1755 map showing the Shamokin village (center, upper right)

 In 1742, Mack then also helped to initiate the first mission in Pennsylvania to the Native American trading village of Shamokin. Located near what, today, is the city of Sunbury, the village, which was also known by the Iroquois name of Otzinachson, had been established as early as 1711, and possibly even before that. By the late 1720s, Shamokin had become one of the most powerful Indian communities in Pennsylvania.

Mack and his wife, Jeannette, became the first Moravian missionaries to take up residency in the Shamokin village, living there for four months beginning in 1745. Their letters and diary entries portray their time as one of "constant danger."

Mack also subsequently helped establish the Lehigh Valley communities of Gnadenhütten and Nain.

A missionary to the Indian people in the region, Mack traveled for twenty years throughout Pennsylvania, the province of New York and New England before he and other Moravians were accused of being spies of the French, arrested and imprisoned at Milford, Connecticut, and banished from New York. Those charges were subsequently dropped in 1749 when the Parliament of the United Kingdom acknowledged the Moravians to be an established, respected episcopal church, and encouraged their continued missionary efforts.

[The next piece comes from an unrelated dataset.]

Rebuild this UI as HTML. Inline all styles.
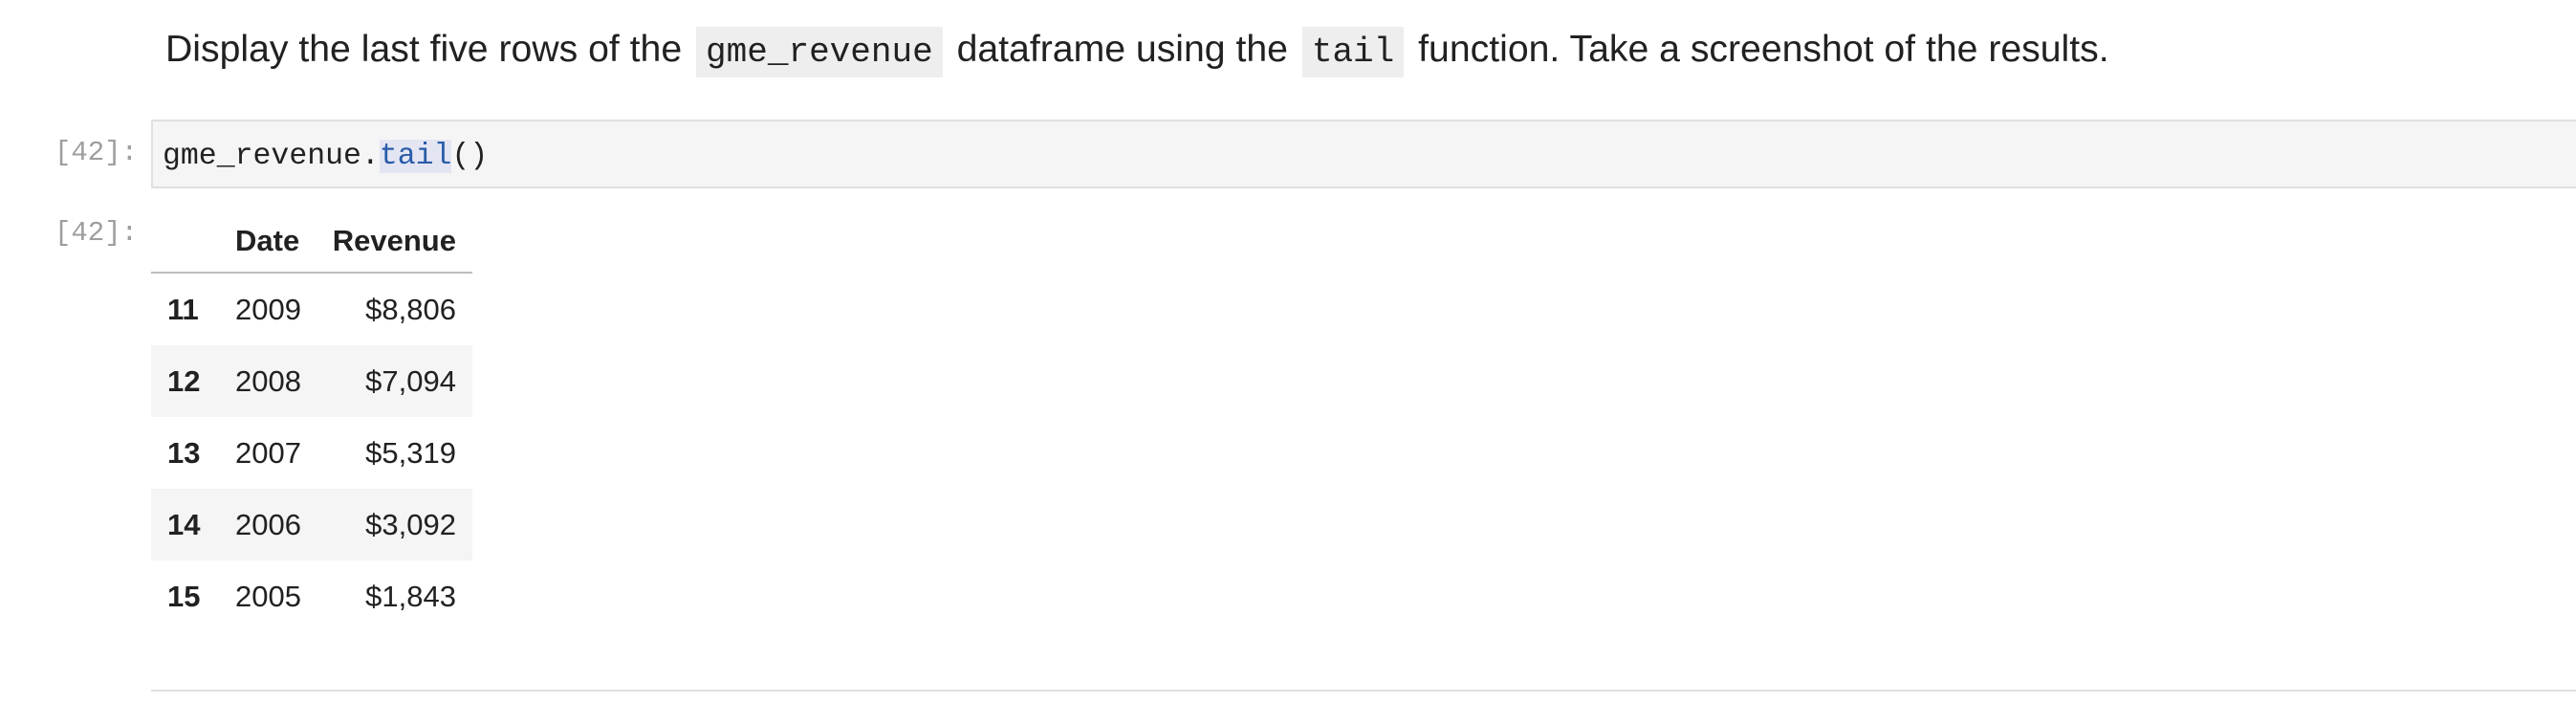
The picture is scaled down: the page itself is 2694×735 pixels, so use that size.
<!DOCTYPE html>
<html><head><meta charset="utf-8"><style>
body{margin:0;width:2694px;height:731px;background:#fff;position:relative;overflow:hidden;font-family:"Liberation Sans",sans-serif;color:#212121}
.a{position:absolute;white-space:nowrap}
.md{left:173px;top:25px;font-size:39.2px;line-height:54px}
.md code{font-family:"Liberation Mono",monospace;font-size:36px;background:#eee;padding:6px 10px;margin:0 4px}
.cell{left:158px;top:125px;width:2540px;height:68px;background:#f5f5f5;border:2px solid #e0e0e0;border-right:none}
.prompt{font-family:"Liberation Mono",monospace;font-size:29px;color:#9e9e9e}
.code{font-family:"Liberation Mono",monospace;font-size:31.5px;color:#212121;left:170px;top:145px;line-height:38px}
.code span{background:#e3e5f3;color:#2a5ca8}
table{position:absolute;left:158px;top:220px;border-collapse:collapse;font-size:31px}
th{font-weight:bold;height:64px;padding:0;border-bottom:2px solid #bdbdbd;text-align:right;vertical-align:middle}
td{height:75px;padding:0;text-align:right}
tr.g td{background:#f5f5f5}
.i{width:88px;text-align:left;padding-left:17px;font-weight:bold;box-sizing:border-box}
.d{width:69px;text-align:left}
.r{width:162px;padding-right:17px}
.bot{left:158px;top:721px;width:2540px;height:12px;border-top:2px solid #e0e0e0}
</style></head><body>
<div class="a md">Display the last five rows of the <code>gme_revenue</code> dataframe using the <code>tail</code> function. Take a screenshot of the results.</div>
<div class="a prompt" style="left:57px;top:141px;line-height:38px">[42]:</div>
<div class="a cell"></div>
<div class="a code">gme_revenue.<span>tail</span>()</div>
<div class="a prompt" style="left:57px;top:225px;line-height:38px">[42]:</div>
<table>
<tr><th class="i"></th><th class="d" style="text-align:left">Date</th><th class="r">Revenue</th></tr>
<tr><td class="i">11</td><td class="d">2009</td><td class="r">$8,806</td></tr>
<tr class="g"><td class="i">12</td><td class="d">2008</td><td class="r">$7,094</td></tr>
<tr><td class="i">13</td><td class="d">2007</td><td class="r">$5,319</td></tr>
<tr class="g"><td class="i">14</td><td class="d">2006</td><td class="r">$3,092</td></tr>
<tr><td class="i">15</td><td class="d">2005</td><td class="r">$1,843</td></tr>
</table>
<div class="a bot"></div>
</body></html>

Mack was subsequently called to the West Indies to serve as the superintendent of Moravian missions in the Danish islands, where he spent the next twenty-two years advocating for enslaved men, women and children on Saint Croix, Saint John and Saint Thomas, where he resided.

In 1770, he returned to Bethlehem, where he was consecrated to the episcopacy on October 18. He then returned to the West Indies, where he continued his missionary work.

He died at the Friedensthal Mission at Saint Croix on 9 June 1784.